-- Goal --
Seek out every line containing the word "React", and copy each.

"""

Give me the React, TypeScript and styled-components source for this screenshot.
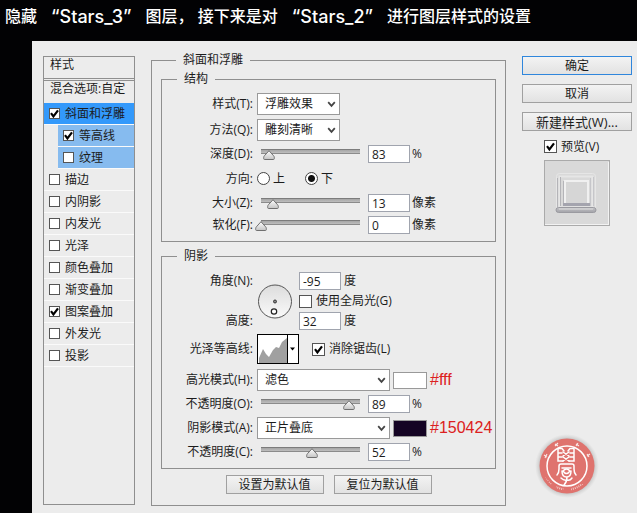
import React, { useId, useState } from "react";
import styled, { createGlobalStyle, css } from "styled-components";

const line = "#8f8f8f";
const face = "#ececec";

const svgUrl = (body: string, w: number, h: number) =>
  `url("data:image/svg+xml,${encodeURIComponent(
    `<svg xmlns='http://www.w3.org/2000/svg' width='${w}' height='${h}' viewBox='0 0 ${w} ${h}'>${body}</svg>`
  )}")`;

const tick = svgUrl(
  "<path d='M2 5.2 4.4 8.4 9 2.4' fill='none' stroke='#000' stroke-width='2.2'/>",
  11,
  11
);
const thumb = svgUrl(
  "<defs><linearGradient id='g' x2='0' y2='1'><stop stop-color='#fff'/><stop offset='1' stop-color='#c4c4c4'/></linearGradient></defs><path d='M6 .7 10.6 5.8Q11.3 6.6 11.3 7.4V8.6Q11.3 9.5 10.4 9.5H1.6Q.7 9.5 .7 8.6V7.4Q.7 6.6 1.4 5.8Z' fill='url(#g)' stroke='#707070'/>",
  12,
  10
);

const GlobalStyle = createGlobalStyle`
  *, *::before, *::after { box-sizing: border-box; }
  body {
    margin: 0;
    background: #020204;
    color: #1c1c1c;
    font: 12px/16px "Open Sans", "Noto Sans CJK SC", sans-serif;
  }
  input, select, button { font: inherit; color: inherit; margin: 0; }
`;

const Page = styled.div`
  display: flex;
  flex-direction: column;
  min-height: 100vh;
`;

const Title = styled.h1`
  display: flex;
  gap: 14px;
  margin: 0;
  padding: 4px 5px 12px;
  color: #fff;
  font: 500 16px/25px "Inter", "Noto Sans CJK SC", sans-serif;
  white-space: nowrap;
`;

const LayerName = styled.span`
  font-size: 18px;
`;

const Dialog = styled.form`
  flex: 1;
  display: grid;
  grid-template-columns: 92px minmax(0, 1fr) 110px;
  gap: 16px;
  margin-left: 32px;
  padding: 11px 5px 7px 11px;
  background: ${face};
`;

const StyleList = styled.nav`
  margin: 4px 0 1px;
  border: 1px solid ${line};
`;

const ListHead = styled.div`
  height: 22px;
  padding: 0 6px;
  border-bottom: 1px solid ${line};
  line-height: 15px;
`;

const ListBlend = styled.div`
  height: 23px;
  margin-top: 1px;
  padding: 0 6px;
  border-top: 1px solid ${line};
  line-height: 16px;
  white-space: nowrap;
`;

const ListItem = styled.label<{ $tone?: "active" | "child" }>`
  display: flex;
  align-items: center;
  gap: 5px;
  height: 22px;
  padding-left: 5px;
  border-bottom: 1px solid #fafafa;
  ${(p) => p.$tone === "active" && css`background: #3399fb;`}
  ${(p) =>
    p.$tone === "child" &&
    css`
      margin-left: 14px;
      background: #86bbef;
    `}
`;

const Tick = styled.input<{ $small?: boolean }>`
  appearance: none;
  flex: none;
  width: ${(p) => (p.$small ? 11 : 13)}px;
  height: ${(p) => (p.$small ? 11 : 13)}px;
  border: 1px solid #555;
  background: #fff center / 11px 11px no-repeat;
  &:checked { background-image: ${tick}; }
`;

const Group = styled.fieldset`
  min-width: 0;
  margin: 0;
  padding: 4px 0 5px;
  border: 1px solid ${line};
  & + & {
    margin-top: 6px;
    padding-top: 7px;
  }
`;

const Effect = styled(Group)`
  padding: 3px 9px 9px;
`;

const Legend = styled.legend`
  margin-left: 15px;
  padding: 0 7px;
  line-height: 16px;
`;

const Row = styled.div<{ $h: number }>`
  display: grid;
  grid-template-columns: 91px minmax(0, 1fr);
  column-gap: 4px;
  align-items: center;
  height: ${(p) => p.$h}px;
`;

const Caption = styled.label`
  text-align: right;
  white-space: nowrap;
`;

const Controls = styled.div<{ $gap?: number }>`
  display: flex;
  align-items: center;
  gap: ${(p) => p.$gap ?? 3}px;
  white-space: nowrap;
`;

const SelectBox = styled.span<{ $w: number }>`
  display: grid;
  align-items: center;
  width: ${(p) => p.$w}px;
  & > * { grid-area: 1 / 1; }
  & > svg {
    justify-self: end;
    margin-right: 4px;
    pointer-events: none;
  }
`;

const Select = styled.select`
  appearance: none;
  width: 100%;
  height: 22px;
  padding: 0 18px 0 7px;
  border: 1px solid #999;
  border-radius: 0;
  background: #fff;
`;

const NumberBox = styled.input`
  width: 42px;
  height: 18px;
  padding: 0 3px;
  border: 1px solid #a0a4ae;
  background: #fff;
`;

const Slider = styled.input`
  appearance: none;
  width: 111px;
  height: 12px;
  margin-left: -2px;
  background: linear-gradient(#7c7c7c 0 1px, #a5a5a5 1px, #bebebe 4px, #8b8b8b 4px)
    center 1px / calc(100% - 12px) 5px no-repeat;
  &::-webkit-slider-thumb {
    appearance: none;
    width: 12px;
    height: 10px;
    margin-top: 2px;
    background: ${thumb};
  }
`;

const Radio = styled.input`
  appearance: none;
  width: 13px;
  height: 13px;
  border: 1px solid #444;
  border-radius: 50%;
  background: #fff;
  &:checked { background: radial-gradient(circle, #111 0 3px, #fff 4px); }
`;

const Choice = styled.label<{ $gap?: number }>`
  display: flex;
  align-items: center;
  gap: ${(p) => p.$gap ?? 4}px;
  white-space: nowrap;
`;

const RadioSet = styled.div`
  display: flex;
  gap: 20px;
`;

const AngleGrid = styled.div`
  display: grid;
  grid-template-columns: 91px 35px minmax(0, 1fr);
  grid-template-rows: repeat(3, 20px);
  column-gap: 4px;
  align-items: center;
  & > svg { grid-area: 1 / 2 / 4 / 3; }
  & > ${Caption} { grid-column: 1; }
  & > ${Controls} { grid-column: 3; padding-left: 3px; }
`;

const ContourButton = styled.button`
  display: flex;
  width: 42px;
  height: 30px;
  padding: 0;
  border: 1px solid #000;
  background: #fff;
`;

const Swatch = styled.button<{ $color: string }>`
  width: 34px;
  height: 17px;
  padding: 0;
  border: 1px solid #999;
  background: ${(p) => p.$color};
`;

const Hex = styled.span`
  color: #dc2020;
  font: 16px/20px "Liberation Sans", sans-serif;
`;

const Defaults = styled.div`
  display: flex;
  justify-content: center;
  gap: 10px;
  margin-top: 6px;
`;

const PushButton = styled.button<{ $primary?: boolean; $w?: number }>`
  width: ${(p) => (p.$w ? `${p.$w}px` : "100%")};
  height: 19px;
  padding: 0;
  border: 1px solid ${(p) => (p.$primary ? "#2f86dc" : "#a0a0a0")};
  background: linear-gradient(#f3f3f3, #e2e2e2);
  line-height: 16px;
  white-space: nowrap;
`;

const WideTextButton = styled(PushButton)`
  font-size: 13px;
`;

const Actions = styled.div`
  display: flex;
  flex-direction: column;
  align-items: center;
  gap: 9px;
  margin-top: 4px;
`;

const PreviewGroup = styled.div`
  display: grid;
  gap: 7px;
  line-height: 13px;
`;

const Seal = styled.svg`
  margin: auto 20px 8px 0;
`;

function Chevron() {
  return (
    <svg width="9" height="7" viewBox="0 0 9 7" aria-hidden="true">
      <path d="M1.2 1.2 4.5 4.8 7.8 1.2" fill="none" stroke="#444" strokeWidth="1.8" />
    </svg>
  );
}

function SelectRow(p: { label: string; value: string; w: number; color?: string; note?: string }) {
  const id = useId();
  return (
    <Row $h={26}>
      <Caption htmlFor={id}>{p.label}</Caption>
      <Controls>
        <SelectBox $w={p.w}>
          <Select id={id} defaultValue={p.value}>
            <option>{p.value}</option>
          </Select>
          <Chevron />
        </SelectBox>
        {p.color && <Swatch type="button" $color={p.color} aria-label={p.note} />}
        {p.note && <Hex>{p.note}</Hex>}
      </Controls>
    </Row>
  );
}

function SliderRow(p: { label: string; value: number; max: number; unit: string }) {
  const id = useId();
  const [value, setValue] = useState(p.value);
  const change = (e: React.ChangeEvent<HTMLInputElement>) => setValue(Number(e.target.value) || 0);
  return (
    <Row $h={22}>
      <Caption htmlFor={id}>{p.label}</Caption>
      <Controls $gap={2}>
        <Slider type="range" min={0} max={p.max} value={value} onChange={change} aria-label={p.label} />
        <NumberBox id={id} value={value} onChange={change} />
        <span>{p.unit}</span>
      </Controls>
    </Row>
  );
}

const effects: { name: string; on?: boolean; tone?: "active" | "child" }[] = [
  { name: "斜面和浮雕", on: true, tone: "active" },
  { name: "等高线", on: true, tone: "child" },
  { name: "纹理", tone: "child" },
  { name: "描边" },
  { name: "内阴影" },
  { name: "内发光" },
  { name: "光泽" },
  { name: "颜色叠加" },
  { name: "渐变叠加" },
  { name: "图案叠加", on: true },
  { name: "外发光" },
  { name: "投影" },
];

function Dial() {
  return (
    <svg width="35" height="35" viewBox="0 0 35 35" aria-hidden="true">
      <defs>
        <linearGradient id="dial" x2="0" y2="1">
          <stop stopColor="#dcdcdc" />
          <stop offset="1" stopColor="#fafafa" />
        </linearGradient>
      </defs>
      <circle cx="18" cy="17.5" r="16.5" fill="url(#dial)" stroke="#555" />
      <circle cx="18" cy="17.5" r="1.5" fill="#888" stroke="#333" />
      <circle cx="17" cy="27.5" r="2.7" fill="#fff" stroke="#222" strokeWidth="1.2" />
    </svg>
  );
}

function Preview() {
  return (
    <svg width="66" height="66" viewBox="0 0 66 66" role="img" aria-label="预览">
      <defs>
        <linearGradient id="base" x2="0" y2="1">
          <stop stopColor="#c4c4c8" />
          <stop offset="1" stopColor="#a2a2a8" />
        </linearGradient>
      </defs>
      <rect x=".5" y=".5" width="65" height="65" fill="#d9d9d9" stroke="#aaa" />
      <path d="M1 64.5H65M64.5 2V65" stroke="#f2f2f2" fill="none" />
      <g fill="none">
        <rect x="12.500" y="13.500" width="39" height="38" rx="3" stroke="#e6e6e6" />
        <rect x="15.500" y="16.500" width="33" height="31" stroke="#e6e6e6" strokeWidth="2" />
        <path d="M13.500 18V47M16.500 17V46M19.500 21V44" stroke="#b4b4b8" />
        <path d="M46.500 18V46M49.500 17V46" stroke="#c6c6ca" />
        <rect x="21" y="21" width="23" height="23" fill="#d6d6d6" stroke="#f0f0f0" strokeWidth="2" />
        <path d="M19 44.500H46" stroke="#a4a4ae" strokeWidth="3" />
        <rect x="12" y="47.500" width="40" height="5" rx="2.500" fill="url(#base)" stroke="#9a9aa0" />
        <path d="M15 49H49" stroke="#dedede" />
      </g>
    </svg>
  );
}

function SealMark() {
  return (
    <Seal width="64" height="64" viewBox="-32 -32 64 64" role="img" aria-label="印章">
      <defs>
        <radialGradient id="halo">
          <stop offset=".8" stopColor="#999" stopOpacity=".65" />
          <stop offset="1" stopColor="#bbb" stopOpacity="0" />
        </radialGradient>
      </defs>
      <circle r="32" fill="url(#halo)" />
      <circle r="27.5" fill="#df736e" />
      <g fill="none" stroke="#fff">
        <circle r="20" strokeWidth="1.5" />
        <g strokeWidth="1.5" strokeLinecap="round">
          <path d="M-9-17.500V-5H-4M7-17.500V-5H2M-9-17.500H-5L-3-15M7-17.500H3L1-15M-9-13H-5M7-13H3M-9-9H-5M7-9H3" />
          <path d="M-4-14 2-10M2-14-4-10M-4-9 2-5M2-9-4-5" />
          <path d="M-10 9Q-8 7-8 3V0Q-8-2-6-2H5Q7-2 7 0V3Q7 7 9 9M-5 2H4" />
          <path d="M-5 5Q-5 11-.5 11T4 5M-4 5Q-.5 1 3 5Q-.5 10-4 5M0 11Q0 16-3 19M-6 12Q-3 15 0 14Q3 15 5 12" />
        </g>
        <g strokeWidth="1.1" strokeOpacity=".85">
          <path d="M-23-11-20-9M-22-8-20-12M-12-22-9-20M-12-20-9-23M9-22 12-20M9-20 11-23M20-10 23-12M20-12 22-9" />
          <circle r="23.5" strokeWidth="2" strokeDasharray="1 1" pathLength="148" strokeOpacity=".6" clipPath="url(#sealText)" />
        </g>
      </g>
      <clipPath id="sealText">
        <path d="M5 18H18L24 8 30 16 10 30H3ZM-24 9-28 14-21 23-15 18ZM-10 19-13 26-5 28-3 21Z" />
      </clipPath>
    </Seal>
  );
}

export default function App() {
  return (
    <Page>
      <GlobalStyle />
      <Title>
        <span>隐藏</span>
        <LayerName>“Stars_3”</LayerName>
        <span>图层， 接下来是对</span>
        <LayerName>“Stars_2”</LayerName>
        <span>进行图层样式的设置</span>
      </Title>
      <Dialog onSubmit={(e) => e.preventDefault()}>
        <StyleList>
          <ListHead>样式</ListHead>
          <ListBlend>混合选项:自定</ListBlend>
          {effects.map((e) => (
            <ListItem key={e.name} $tone={e.tone}>
              <Tick type="checkbox" $small defaultChecked={e.on} />
              {e.name}
            </ListItem>
          ))}
        </StyleList>

        <Effect>
          <Legend>斜面和浮雕</Legend>
          <Group>
            <Legend>结构</Legend>
            <SelectRow label="样式(T):" value="浮雕效果" w={83} />
            <SelectRow label="方法(Q):" value="雕刻清晰" w={83} />
            <SliderRow label="深度(D):" value={83} max={1000} unit="%" />
            <Row $h={27}>
              <Caption as="span">方向:</Caption>
              <RadioSet role="radiogroup" aria-label="方向">
                <Choice $gap={3}>
                  <Radio type="radio" name="direction" />上
                </Choice>
                <Choice $gap={3}>
                  <Radio type="radio" name="direction" defaultChecked />下
                </Choice>
              </RadioSet>
            </Row>
            <SliderRow label="大小(Z):" value={13} max={110} unit="像素" />
            <SliderRow label="软化(F):" value={0} max={16} unit="像素" />
          </Group>

          <Group>
            <Legend>阴影</Legend>
            <AngleGrid>
              <Caption htmlFor="angle">角度(N):</Caption>
              <Controls>
                <NumberBox id="angle" defaultValue="-95" />
                <span>度</span>
              </Controls>
              <Dial />
              <Controls>
                <Choice>
                  <Tick type="checkbox" />
                  使用全局光(G)
                </Choice>
              </Controls>
              <Caption htmlFor="altitude">高度:</Caption>
              <Controls>
                <NumberBox id="altitude" defaultValue="32" />
                <span>度</span>
              </Controls>
            </AngleGrid>
            <Row $h={36}>
              <Caption htmlFor="contour">光泽等高线:</Caption>
              <Controls $gap={13}>
                <ContourButton id="contour" type="button">
                  <svg width="40" height="28" viewBox="0 0 40 28" aria-hidden="true">
                    <path d="M1 28V23L5 14 8 19 11 22 15 15 18 12 21 13 24 7 29 3V28Z" fill="#a0a0a0" />
                    <path d="M29.5 0V28" stroke="#000" />
                    <path d="M32 12.500H37L34.500 15.500Z" fill="#000" />
                  </svg>
                </ContourButton>
                <Choice>
                  <Tick type="checkbox" defaultChecked />
                  消除锯齿(L)
                </Choice>
              </Controls>
            </Row>
            <SelectRow label="高光模式(H):" value="滤色" w={133} color="#ffffff" note="#fff" />
            <SliderRow label="不透明度(O):" value={89} max={100} unit="%" />
            <SelectRow label="阴影模式(A):" value="正片叠底" w={133} color="#150424" note="#150424" />
            <SliderRow label="不透明度(C):" value={52} max={100} unit="%" />
          </Group>

          <Defaults>
            <PushButton type="button" $w={98}>设置为默认值</PushButton>
            <PushButton type="button" $w={98}>复位为默认值</PushButton>
          </Defaults>
        </Effect>

        <Actions>
          <PushButton type="submit" $primary>确定</PushButton>
          <PushButton type="button">取消</PushButton>
          <WideTextButton type="button">新建样式(W)...</WideTextButton>
          <PreviewGroup>
            <Choice>
              <Tick type="checkbox" defaultChecked />
              预览(V)
            </Choice>
            <Preview />
          </PreviewGroup>
          <SealMark />
        </Actions>
      </Dialog>
    </Page>
  );
}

"""

-- Written answer --
Give me the React, TypeScript and styled-components source for this screenshot.
import React, { useId, useState } from "react";
  const change = (e: React.ChangeEvent<HTMLInputElement>) => setValue(Number(e.target.value) || 0);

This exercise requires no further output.